Even as his political giving has increased, Mellon has maintained a low profile. When officials with the Congressional Leadership Fund invited Mellon to attend a donor retreat in Jackson Hole, Wyo., to express thanks for his 2018 donation and meet with then-House Speaker Paul D. Ryan, Mellon declined, according to someone familiar with the invitation who spoke on the condition of anonymity to describe private conversations.

“It was all over email, and he didn’t want to meet, and said no to meetings,” said the person familiar with Mellon’s donations, which came in response to an email to major GOP donors, the person said. “He’s very off-the-grid.”

Officials with the Senate Leadership Fund declined to comment. The Congressional Leadership Fund did not respond to requests for comment.

In an unusual move, Mellon has also given donations to two Democrats: $2,700 to Rep. Alexandria Ocasio-Cortez of New York for her 2018 campaign, and $2,800 to Rep. Tulsi Gabbard of Hawaii for her long-shot bid for the 2020 Democratic presidential nomination.

Gabbard’s office did not respond to a request for comment. Ocasio-Cortez’s campaign spokeswoman, Lauren Hitt, said the campaign did not solicit the donation in 2018 and would return it after an inquiry by The Post.

In the 2016 GOP primaries, Mellon made donations in support of business executive Carly Fiorina and now-Secretary of Housing and Urban Development Ben Carson, before giving $2,700 in total to Trump and the Republican National Committee in the general election, records show.

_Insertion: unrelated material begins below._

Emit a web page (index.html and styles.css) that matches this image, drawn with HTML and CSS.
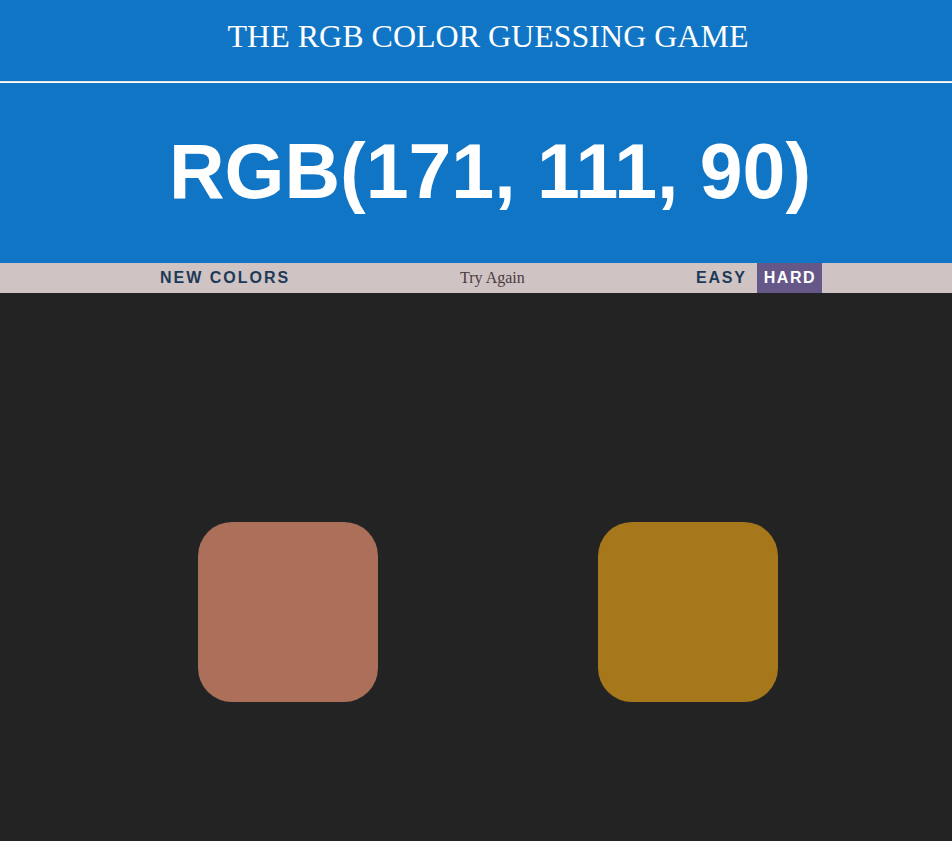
FILE: index.html
```html
<!DOCTYPE html>
<html>
<head>
<meta charset="utf-8">
<link rel="stylesheet" href="styles.css">
</head>
<body>
<header class="top">
  <h1 class="title">THE RGB COLOR GUESSING GAME</h1>
  <div class="rule"></div>
  <div class="rgb">RGB(171, 111, 90)</div>
</header>
<nav class="bar">
  <div class="bar-inner">
    <button class="btn new">NEW COLORS</button>
    <span class="msg">Try Again</span>
    <div class="modes">
      <button class="btn mode easy">EASY</button>
      <button class="btn mode selected">HARD</button>
    </div>
  </div>
</nav>
<main class="board">
  <div class="square" style="background:#232323"></div>
  <div class="square" style="background:#232323"></div>
  <div class="square" style="background:#232323"></div>
  <div class="square" style="background:#ab6f5a"></div>
  <div class="square" style="background:#232323"></div>
  <div class="square" style="background:#a6781b"></div>
</main>
</body>
</html>
```

FILE: styles.css
```css
html, body { margin: 0; padding: 0; }
body { background: #232323; width: 952px; height: 841px; overflow: hidden; }
.top { background: #1175c6; color: #fff; text-align: center; }
.title {
  margin: 0; height: 81px; box-sizing: border-box; padding: 18px 0 0 24px;
  font-family: "Liberation Serif", serif; font-weight: normal; font-size: 32px; line-height: 36px;
}
.rule { height: 1px; background: #e6e6e6; border-bottom: 1px solid #ffffff; }
.rgb {
  height: 180px; display: flex; align-items: center; justify-content: center;
  font-family: "Liberation Sans", Arial, sans-serif; font-weight: bold;
  font-size: 77px; padding: 0 0 4px 28px; box-sizing: border-box;
}
.bar { background: #cfc3c3; height: 30px; }
.bar-inner { width: 662px; margin-left: 160px; height: 30px; display: flex; align-items: center; }
.btn {
  border: none; background: none; padding: 0; margin: 0; height: 30px;
  font-family: "Liberation Sans", Arial, sans-serif; font-weight: bold; font-size: 16px;
  letter-spacing: 2px; color: #1c3a58; cursor: pointer;
}
.new { width: 300px; text-align: left; }
.msg { font-family: "Liberation Serif", serif; font-size: 16px; color: #4b3b3f; }
.modes { display: flex; margin-left: auto; }
.easy { margin-right: 10px; letter-spacing: 1.8px; }
.selected { background: #655787; color: #fff; letter-spacing: 1.5px; padding: 0 6px 0 7px; }
.board { width: 600px; margin: 19px 0 0 188px; display: flex; flex-wrap: wrap; }
.square { width: 180px; height: 180px; margin: 10px; border-radius: 34px; }
```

In 2010, Mellon made headlines as the biggest donor to a legal fund set up by then-Arizona Gov. Jan Brewer (R) to defend Senate Bill 1070, a controversial immigration law that required police to determine the immigration status of people suspected of being in the country illegally, which critics had said would lead to rampant racial profiling. He gave an unsolicited $1.5 million to the fund, according to a person familiar with fundraising who spoke on the condition of anonymity to describe donor support.

“We were told by a representative that he was very closely watching current events and was inspired by [Brewer] and her leadership, and engaged on it,” the person said.